The city of Mariupol is important to Russia. It sits on the Sea of Azov and is Ukraine’s major shipping port that allows the export of its profitable farm products. For Russia, to capture Mariupol, it means crippling Ukraine’s economy while creating a “land bridge” that would connect Russia forces in the occupied territory of Crimea.”

As he has done in previous books that highlight major incidents that have had a lasting impact on our global landscape, Brown incorporates voices from people who actually were there.

In the prologue, Brown puts into historical context a concise explanation of the centuries old conflict between Russia and Ukraine and what led up to Putin’s invasion of Ukraine on February 24, 2022. 

Included is an afterward, source notes, and several pages of a selected bibliography.

Readers will have a deeper understanding of the patriotism, and grit of the Ukrainian people against long odds.

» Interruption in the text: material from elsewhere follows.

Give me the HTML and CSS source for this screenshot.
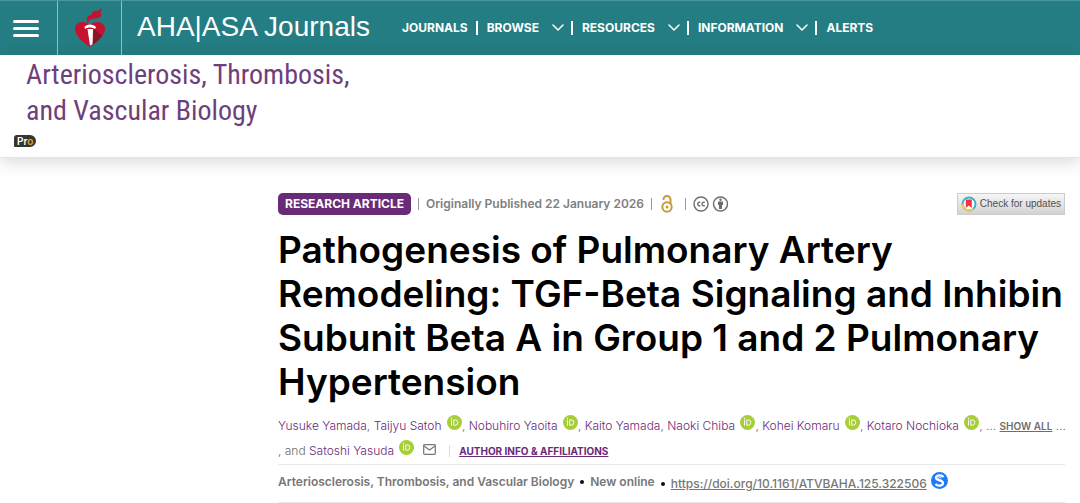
FILE: index.html
```html
<!DOCTYPE html>
<html lang="en">
<head>
<meta charset="utf-8">
<meta name="viewport" content="width=device-width, initial-scale=1">
<title>Pathogenesis of Pulmonary Artery Remodeling | AHA|ASA Journals</title>
<link rel="stylesheet" href="styles.css">
</head>
<body>
<svg class="defs" aria-hidden="true">
  <symbol id="orcid" viewBox="0 0 16 16">
    <circle cx="8" cy="8" r="8" fill="#a6ce39"/>
    <path d="M4.8 5.2v6.1M7.2 5.2v5.7h1.5a2.8 2.8 0 0 0 0-5.7z" fill="none" stroke="#fff" stroke-width="1"/>
    <circle cx="4.8" cy="3.7" r=".7" fill="#fff"/>
  </symbol>
  <symbol id="chevron" viewBox="0 0 12 8">
    <path d="M1 1l5 5 5-5" fill="none" stroke="#fff" stroke-width="1.5" stroke-linecap="round"/>
  </symbol>
</svg>
<header class="topbar">
  <button class="menu" type="button" aria-label="Menu"><span></span><span></span><span></span></button>
  <a class="heart" href="#" aria-label="American Heart Association">
    <svg width="30" height="40" viewBox="0 0 30 40">
      <path d="M15 39C9 35 0 28 0 21c0-7 9-9.500 15-4 6-5.500 15-3 15 4 0 7-9 14-15 18z" fill="#c41230"/>
      <path d="M19 21l8 7c-3 4-7 7-10 9.500z" fill="#861624"/>
      <path d="M13 15c-3-5 0-8 4-8-1-3 1-4 4-4 2 0 4-1 5-3 1 3 0 4-1 5 2 0 2 4-2 5-3 1-6 0-8 2-1 1-1 1-2 3z" fill="#c41230"/>
      <path d="M9.500 19c2-3.500 9-3.500 11.500 0l-1 2c-3-2-7-2-10 0z" fill="#fff"/>
      <path d="M12.500 21h5.500l-.4 15-1.700 1.500-1-.5z" fill="#fff"/>
    </svg>
  </a>
  <a class="brand" href="#">AHA|ASA Journals</a>
  <nav class="nav">
    <a href="#">JOURNALS</a>
    <button type="button">BROWSE <svg width="12" height="8"><use href="#chevron"/></svg></button>
    <button type="button">RESOURCES <svg width="12" height="8"><use href="#chevron"/></svg></button>
    <button type="button">INFORMATION <svg width="12" height="8"><use href="#chevron"/></svg></button>
    <a href="#">ALERTS</a>
  </nav>
</header>
<section class="journal">
  <a class="journal-name" href="#">Arteriosclerosis, Thrombosis,<br>and Vascular Biology</a>
  <span class="pro">Pr<i>o</i></span>
</section>
<main class="article">
  <div class="meta">
    <span class="tag">RESEARCH ARTICLE</span>
    <span class="bar"></span>
    <span class="date">Originally Published 22 January 2026</span>
    <span class="bar"></span>
    <svg class="access" width="12" height="18" viewBox="0 0 12 18" fill="none" stroke="#c9993b" stroke-width="2">
      <circle cx="6" cy="12" r="4.700"/><path d="M2.500 5V4.300a3.500 3.300 0 0 1 7 0V9"/><circle cx="6" cy="12" r="1.500" fill="#c9993b" stroke="none"/>
    </svg>
    <span class="bar"></span>
    <svg class="license" width="35" height="16" viewBox="0 0 35 16" fill="none" stroke="#6d6d6d" stroke-width="1.400">
      <circle cx="8" cy="8" r="7"/><path d="M7.300 6.600a1.700 1.700 0 1 0 0 2.800M11.700 6.600a1.700 1.700 0 1 0 0 2.800"/>
      <circle cx="27.500" cy="8" r="7"/><circle cx="27.500" cy="3.700" r="1.200" fill="#6d6d6d" stroke="none"/>
      <path d="M25 5.500h5V9h-1v4h-3V9h-1z" fill="#6d6d6d" stroke="none"/>
    </svg>
    <button class="updates" type="button">
      <svg width="16" height="16" viewBox="0 0 16 16">
        <circle cx="8" cy="8" r="6.500" fill="#fff" stroke="#3eb1c8" stroke-width="2"/>
        <path d="M1.500 8a6.500 6.500 0 0 0 11 4.700" fill="none" stroke="#f0c65a" stroke-width="2"/>
        <path d="M4.800 3.500h6v8.500l-3-2.500-3 2.500z" fill="#ef3340"/>
      </svg>
      Check for updates
    </button>
  </div>
  <h1>Pathogenesis of Pulmonary Artery Remodeling: TGF-Beta Signaling and Inhibin Subunit Beta A in Group 1 and 2 Pulmonary Hypertension</h1>
  <div class="authors">
    <a href="#">Yusuke Yamada</a>, <a href="#">Taijyu Satoh <svg class="orcid"><use href="#orcid"/></svg></a>, <a href="#">Nobuhiro Yaoita <svg class="orcid"><use href="#orcid"/></svg></a>, <a href="#">Kaito Yamada</a>, <a href="#">Naoki Chiba <svg class="orcid"><use href="#orcid"/></svg></a>, <a href="#">Kohei Komaru <svg class="orcid"><use href="#orcid"/></svg></a>, <a href="#">Kotaro Nochioka <svg class="orcid"><use href="#orcid"/></svg></a>, ... <button class="show" type="button">SHOW ALL</button> ...<br>
    , and <a href="#">Satoshi Yasuda <svg class="orcid"><use href="#orcid"/></svg></a>
    <svg class="mail" width="13" height="11" viewBox="0 0 13 11" fill="none" stroke="#777" stroke-width="1.200"><rect x=".7" y=".7" width="11.600" height="9.600" rx=".8"/><path d="M1 2l5.500 4L12 2"/></svg>
    <a class="affil" href="#">AUTHOR INFO &amp; AFFILIATIONS</a>
  </div>
  <div class="source">
    <span>Arteriosclerosis, Thrombosis, and Vascular Biology</span>
    <span class="dot"></span>
    <span>New online</span>
    <span class="dot low"></span>
    <a class="doi" href="#">https://doi.org/10.1161/ATVBAHA.125.322506</a>
    <svg class="badge" width="17" height="17" viewBox="0 0 17 17"><circle cx="8.500" cy="8.500" r="8.500" fill="#1f7cf0"/><path d="M12.500 5C10.500 2.500 5 3 5 6c0 3 7 2 7 5 0 3-5.500 3.500-7.500 1" fill="none" stroke="#fff" stroke-width="2.200"/><path d="M10.500 6.200C9.500 5 7 5.500 7.300 6.500c.5 1.300 5 1 5 4" fill="none" stroke="#fff" stroke-width="1"/></svg>
  </div>
</main>
</body>
</html>
```
FILE: styles.css
```css
* { box-sizing: border-box; }
body { margin: 0; background: #fff; color: #6d6d6d; font-family: Inter, "Liberation Sans", sans-serif; }
a { color: inherit; text-decoration: none; }
button { border: 0; padding: 0; background: none; color: inherit; font: inherit; cursor: pointer; }
.defs { position: absolute; width: 0; height: 0; }

.topbar { display: flex; align-items: stretch; height: 55px; background: #247d82; border-top: 1px solid #4a979b; color: #fff; }
.menu { display: flex; flex-direction: column; justify-content: center; gap: 4px; width: 57px; padding-left: 13px; }
.menu span { width: 26px; height: 3px; border-radius: 2px; background: #fff; }
.heart { display: flex; align-items: center; justify-content: center; width: 65px; border: solid #93bfc2; border-width: 0 1px; }
.brand { display: flex; align-items: center; padding: 0 32px 2px 15px; font: 28px/32px "Liberation Sans", Arial, sans-serif; white-space: nowrap; }
.nav { display: flex; align-items: center; font-size: 12px; font-weight: 700; line-height: 14px; }
.nav > * { display: flex; align-items: center; white-space: nowrap; }
.nav > * + * { border-left: 2px solid #fff; padding-left: 9px; }
.nav a:first-child { padding-right: 8px; }
.nav button { gap: 13px; padding-right: 7px; }

.journal { display: flex; flex-direction: column; align-items: flex-start; padding: 2px 14px 10px; border-bottom: 1px solid #e4e4e4; box-shadow: 0 4px 16px rgba(0, 0, 0, .15); }
.journal-name { padding-left: 12px; color: #6f3f7b; font: 28px/36px "Liberation Sans Narrow", "Roboto Condensed", Roboto, sans-serif; }
.pro { margin-top: 6px; padding: 0 3px; border-radius: 3px 6px 6px 1px; background: #353632; color: #fff; font-size: 10px; font-weight: 600; line-height: 12px; }
.pro i { color: #e9a52c; font-style: normal; }

.article { margin: 35px 15px 0 278px; }
.meta { display: flex; align-items: center; font-size: 12px; line-height: 14px; white-space: nowrap; }
.tag { padding: 4px 7px; border-radius: 5px; background: #692a77; color: #fff; font-weight: 700; }
.bar { width: 1px; height: 12px; margin: 0 7px; background: #999; }
.date { font-weight: 600; color: #808080; }
.access { margin: 0 5px 0 2px; }
.updates { display: flex; align-items: center; gap: 3px; height: 22px; margin-left: auto; padding: 0 3px; border: 1px solid #ccc; background: linear-gradient(#f6f6f6, #d2d2d2); color: #505050; font: 10px/14px "Liberation Sans", Arial, sans-serif; }
h1 { margin: 13px 0 0; color: #000; font-size: 37px; font-weight: 600; line-height: 44px; }
.authors { margin-top: 9px; border-bottom: 1px solid #e8e8e8; font-size: 12px; font-weight: 300; line-height: 25px; white-space: nowrap; }
.authors a { color: #692a77; }
.orcid { width: 15px; height: 15px; margin-left: 2px; vertical-align: 0; }
.show { font-size: 10px; font-weight: 600; line-height: 14px; text-decoration: underline; }
.mail { margin: 0 10px 0 5px; }
.authors .affil { padding-left: 9px; border-left: 1px solid #ddd; color: #692a77; font-size: 10px; font-weight: 700; text-decoration: underline; }
.source { display: flex; align-items: center; height: 38px; padding-bottom: 3px; border-bottom: 1px solid #e8e8e8; color: #777; font-size: 12px; font-weight: 600; line-height: 14px; white-space: nowrap; }
.dot { width: 4px; height: 4px; margin: 0 6px; border-radius: 50%; background: #111; }
.low { margin-top: 4px; }
.doi { padding-top: 4px; font-weight: 500; text-decoration: underline; }
.badge { margin: 0 0 3px 4px; }
```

This war will have a lasting impact on Ukraine, as well as, the global landscape.

Wednesday, November 1, 2023

The Bees of Notre Dame by Meghan P. Browne; Illustrated by E. B. Goodale

The Bees of Notre Dame
By Meghan P. Browne; Illustrated by E. B. Goodale

Random House Studio. 


In this delightful, informational pictures book with bright and captivating illustrations, readers are transported to the city of Paris. There we experience the romantic city and the life of the honeybee, as they go about their business gathering pollen from the flowers and trees in the city, laying eggs and making honey.

Until one day, everything changes.  

Readers will be fascinated to know that atop the great Notre Dame Cathedral in Paris, beekeepers, like Sibyle Moulin, tends honeybee hives. When, in 2019, an electrical fire started on the roof of the cathedral, the citizens of Paris were begging to know if the bee colonies survived. For days, the world waited for news. Then, “On Good Friday, a drone flew above the charred church and captured images showing the hive boxes upright and untouched by the flames. Disaster and despair turned to relief and hope.”  

Goodale’s illustrations, rendered in monoprint, oil paint, gouache, collage, and colored pencils are colorful and pair perfectly with Browne’s enchanting text. 

Included is an author’s note and recommended reading. 

For bee lovers of all ages, The Bees of Notre Dame is a perfect story to read a story time or to students of all grades. It is a tale of hope.

P.S. I love the map of Notre Dame de Paris on the endpapers.